When are Virginia taxes due?
Virginia state tax returns (Form 760) are due May 1st, which is usually two weeks after the potential Federal deadline. However, most people file them together in April to get their refunds sooner.
How do I amend a Virginia tax return?
If you made a mistake on a previously filed return, you must file an amended return using Form 760 (for residents) and fill in the "Amended Return" oval on the form. You generally have 3 years from the original due date to claim a refund.
Strategic Tax Planning for High Earners in VA
Residents of counties like Loudoun, Fairfax, and Arlington often have higher-than-average incomes, pushing them squarely into the 5.75% bracket. Here are advanced strategies to mitigate that liability:
Maximize HSA Contributions
Health Savings Accounts (HSAs) are triple-tax-advantaged. Contributions reduce your Federal AGI, which flows through to your Virginia return, effectively shielding that money from the 5.75% state tax as well. Learn more with our HSA calculator.
Municipal Bonds
Interest income from Virginia municipal bonds is typically exempt from both federal and state income taxes. However, bonds from other states are taxable in Virginia, so choose your portfolio carefully using an investment calculator.
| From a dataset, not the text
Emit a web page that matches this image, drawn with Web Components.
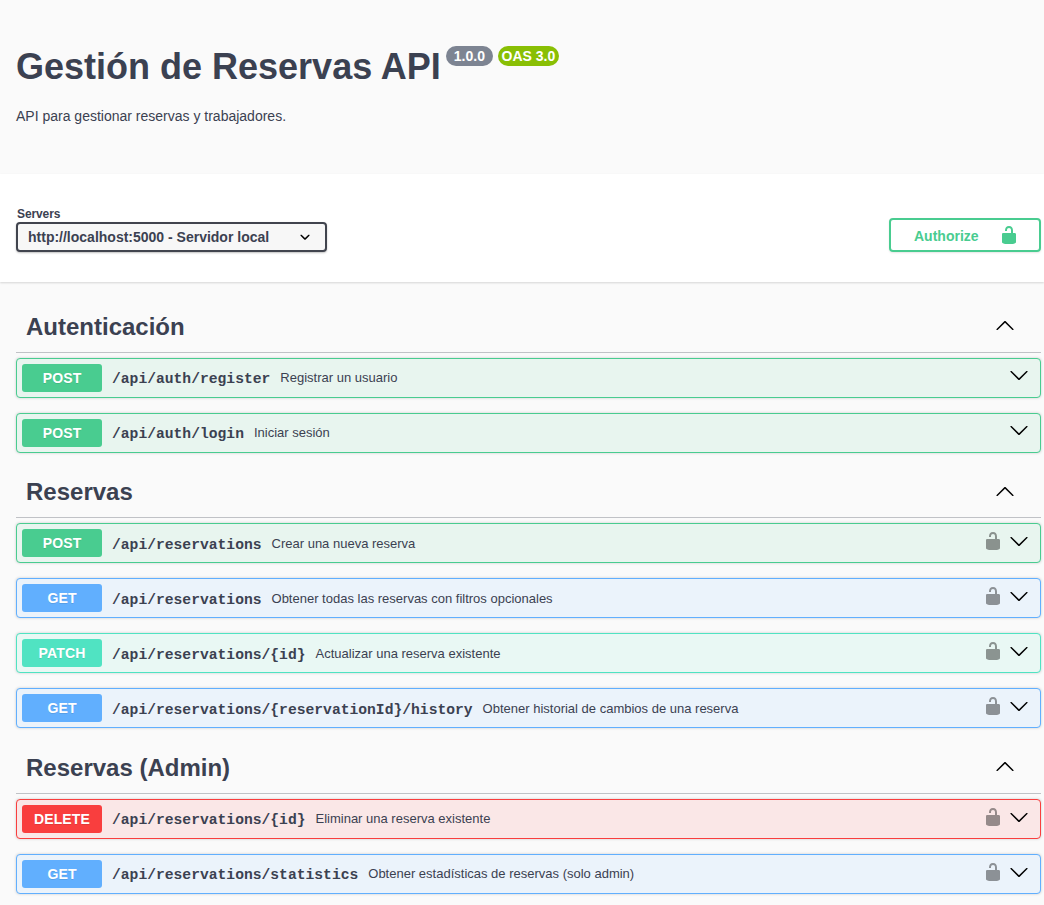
<!DOCTYPE html>
<html lang="es">
<head>
<meta charset="utf-8">
<title>Gestión de Reservas API</title>
<style>
html,body{margin:0;background:#fafafa}
body{height:905px;overflow:hidden;font-family:"Liberation Sans",Arial,sans-serif;color:#3b4151}
main{display:block;padding:21px 3px 0 16px}
</style>
</head>
<body>
<api-info version="1.0.0" oas="OAS 3.0">
  <span slot="title">Gestión de Reservas API</span>
  API para gestionar reservas y trabajadores.
</api-info>
<scheme-bar>
  <server-select slot="servers" label="Servers">http://localhost:5000 - Servidor local</server-select>
  <authorize-button slot="auth">Authorize</authorize-button>
</scheme-bar>
<main>
  <tag-section name="Autenticación">
    <op-block method="post" path="/api/auth/register">Registrar un usuario</op-block>
    <op-block method="post" path="/api/auth/login">Iniciar sesión</op-block>
  </tag-section>
  <tag-section name="Reservas" style="--text-shift:1px;--icon-shift:1px;--toggle-shift:1px">
    <op-block method="post" path="/api/reservations" locked>Crear una nueva reserva</op-block>
    <op-block method="get" path="/api/reservations" locked>Obtener todas las reservas con filtros opcionales</op-block>
    <op-block method="patch" path="/api/reservations/{id}" locked>Actualizar una reserva existente</op-block>
    <op-block method="get" path="/api/reservations/{reservationId}/history" locked>Obtener historial de cambios de una reserva</op-block>
  </tag-section>
  <tag-section name="Reservas (Admin)" style="--icon-shift:1px;padding-top:1px">
    <op-block method="delete" path="/api/reservations/{id}" locked>Eliminar una reserva existente</op-block>
    <op-block method="get" path="/api/reservations/statistics" locked>Obtener estadísticas de reservas (solo admin)</op-block>
  </tag-section>
</main>
<script>
const ICONS = {
  down: 'M17.418 6.109c.272-.268.709-.268.979 0s.271.701 0 .969l-7.908 7.83c-.27.268-.707.268-.979 0l-7.908-7.83c-.27-.268-.27-.701 0-.969.271-.268.709-.268.979 0L10 13.25l7.418-7.141z',
  up: 'M17.418 14.908c.272.268.709.268.979 0s.271-.701 0-.969l-7.908-7.83c-.27-.268-.707-.268-.979 0l-7.908 7.83c-.27.268-.27.701 0 .969.271.268.709.268.979 0L10 7.767l7.418 7.141z',
  lock: 'M15.8 8H14V5.6C14 2.703 12.665 1 10 1 7.334 1 6 2.703 6 5.6V6h2v-.801C8 3.754 8.797 3 10 3c1.203 0 2 .754 2 2.199V8H4c-.553 0-1 .646-1 1.199V17c0 .549.428 1.139.951 1.307l1.197.387C5.672 18.861 6.55 19 7.1 19h5.8c.549 0 1.428-.139 1.951-.307l1.196-.387c.524-.167.953-.757.953-1.306V9.199C17 8.646 16.352 8 15.8 8z',
  select: 'M13.418 7.859c.271-.268.709-.268.978 0 .27.268.272.701 0 .969l-3.908 3.83c-.27.268-.707.268-.979 0l-3.908-3.83c-.27-.267-.27-.701 0-.969.271-.268.709-.268.978 0L10 11l3.418-3.141z'
};
function define(name, render) {
  customElements.define(name, class extends HTMLElement {
    connectedCallback() {
      if (this.shadowRoot) return;
      this.attachShadow({mode: 'open'}).innerHTML = render(this);
    }
  });
}
define('ui-icon', el => `
<style>:host{display:block;flex:none;width:20px;height:20px}svg{display:block;width:100%;height:100%;fill:currentColor}</style>
<svg viewBox="0 0 20 20" aria-hidden="true"><path d="${ICONS[el.getAttribute('name')]}"/></svg>`);

define('api-info', el => `
<style>
:host{display:block;box-sizing:border-box;height:174px;padding:46px 16px 0}
header{display:flex;align-items:flex-start;gap:5px}
h1{margin:0;font-size:36px;line-height:41px;font-weight:700;white-space:nowrap}
.badge{box-sizing:border-box;height:20px;padding:2px 0;border-radius:57px;text-align:center;
  font-size:14px;line-height:16px;font-weight:700;color:#fff;background:#7d8492;width:47px}
.oas{background:#89bf04;width:61px}
p{margin:21px 0 0;font-size:14px;line-height:16px}
</style>
<header><h1><slot name="title"></slot></h1>
<span class="badge">${el.getAttribute('version')}</span><span class="badge oas">${el.getAttribute('oas')}</span></header>
<p><slot></slot></p>`);

define('scheme-bar', () => `
<style>
:host{display:flex;box-sizing:border-box;height:108px;padding:33px 3px 0 16px;justify-content:space-between;
  align-items:flex-start;background:#fff;box-shadow:0 1px 2px rgba(0,0,0,.15)}
slot[name=auth]{display:block;margin-top:11px}
</style>
<slot name="servers"></slot><slot name="auth"></slot>`);

define('server-select', el => `
<style>
:host{display:block}
label{display:block;margin:0 0 1px 1px;font-size:12px;line-height:14px;font-weight:700;letter-spacing:-.1px}
.box{display:flex;box-sizing:border-box;width:311px;height:30px;padding:3px 10px;justify-content:space-between;
  border:2px solid #41444e;border-radius:4px;background:#f7f7f7;box-shadow:0 1px 2px rgba(0,0,0,.25)}
.text{margin-top:2px;font-size:14px;line-height:16px;font-weight:700}
ui-icon{color:#000}
</style>
<label>${el.getAttribute('label')}</label>
<div class="box"><span class="text"><slot></slot></span><ui-icon name="select"></ui-icon></div>`);

define('authorize-button', () => `
<style>
:host{display:flex;box-sizing:border-box;width:152px;height:34px;padding:5px 20px 0 23px;justify-content:space-between;
  border:2px solid #49cc90;border-radius:4px;color:#49cc90;box-shadow:0 1px 2px rgba(0,0,0,.1)}
span{margin-top:3px;font-size:14px;line-height:16px;font-weight:700}
</style>
<span><slot></slot></span><ui-icon name="lock"></ui-icon>`);

define('tag-section', el => `
<style>
:host{display:block}
header{display:flex;box-sizing:border-box;height:50px;margin-bottom:5px;padding:10px 26px 0 10px;
  justify-content:space-between;align-items:flex-start;border-bottom:1px solid rgba(59,65,81,.3)}
h2{margin:0;font-size:24px;line-height:27px;font-weight:700}
ui-icon{margin-top:calc(2px + var(--toggle-shift,0px));color:#000}
</style>
<header><h2>${el.getAttribute('name')}</h2><ui-icon name="up"></ui-icon></header>
<slot></slot>`);

define('op-block', el => `
<style>
:host{display:flex;box-sizing:border-box;height:40px;margin-bottom:15px;padding:0 11px 0 5px;align-items:flex-start;
  border:1px solid var(--c);border-radius:4px;background:var(--bg);box-shadow:0 0 3px rgba(0,0,0,.19)}
:host([method=post]){--c:#49cc90;--bg:#e8f5ef}
:host([method=get]){--c:#61affe;--bg:#ebf3fb}
:host([method=patch]){--c:#50e3c2;--bg:#e9f8f4}
:host([method=delete]){--c:#f93e3e;--bg:#fae7e7}
.method{box-sizing:border-box;width:80px;height:28px;margin-top:5px;padding:6px 0;border-radius:3px;background:var(--c);
  color:#fff;text-align:center;text-transform:uppercase;font-size:14px;line-height:16px;font-weight:700;letter-spacing:.15px;text-shadow:0 1px 0 rgba(0,0,0,.1)}
.path{margin:calc(12px + var(--text-shift,0px)) 10px 0;font:700 14.664px/16px "Liberation Mono",monospace;white-space:nowrap}
.desc{flex:1;margin-top:calc(11px + var(--text-shift,0px));font-size:13px;line-height:15px;white-space:nowrap}
ui-icon{margin:calc(6px + var(--icon-shift,0px)) 0 0 6px;color:#000}
ui-icon[name=lock]{margin-right:0;opacity:.4}
</style>
<span class="method">${el.getAttribute('method')}</span>
<span class="path">${el.getAttribute('path')}</span>
<span class="desc"><slot></slot></span>
${el.hasAttribute('locked') ? '<ui-icon name="lock"></ui-icon>' : ''}
<ui-icon name="down"></ui-icon>`);
</script>
</body>
</html>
Land Preservation Tax Credit
Virginia offers a unique credit for landowners who donate land or easements for conservation. This is one of the most generous credits available, offering 40% of the fair market value as a tax credit.
ABLE Accounts
For families with disabled individuals, Virginia ABLEnow accounts allow you to save for disability-related expenses. Contributions are deductible up to $2,000 per contributor per year.
Summary
Virginia's tax system is stable and predictable. With a top rate of 5.75% that kicks in early, most working professionals should budget for that rate. However, generous deductions for 529 plans, military pay, and standard deductions help lower the effective burden. For more federal tax info, verify with IRS.gov.
Use the calculator above to plan your withholdings. If you end up owing money at the end of the year, adjust your W-4 or VA-4 immediately to avoid penalties next year.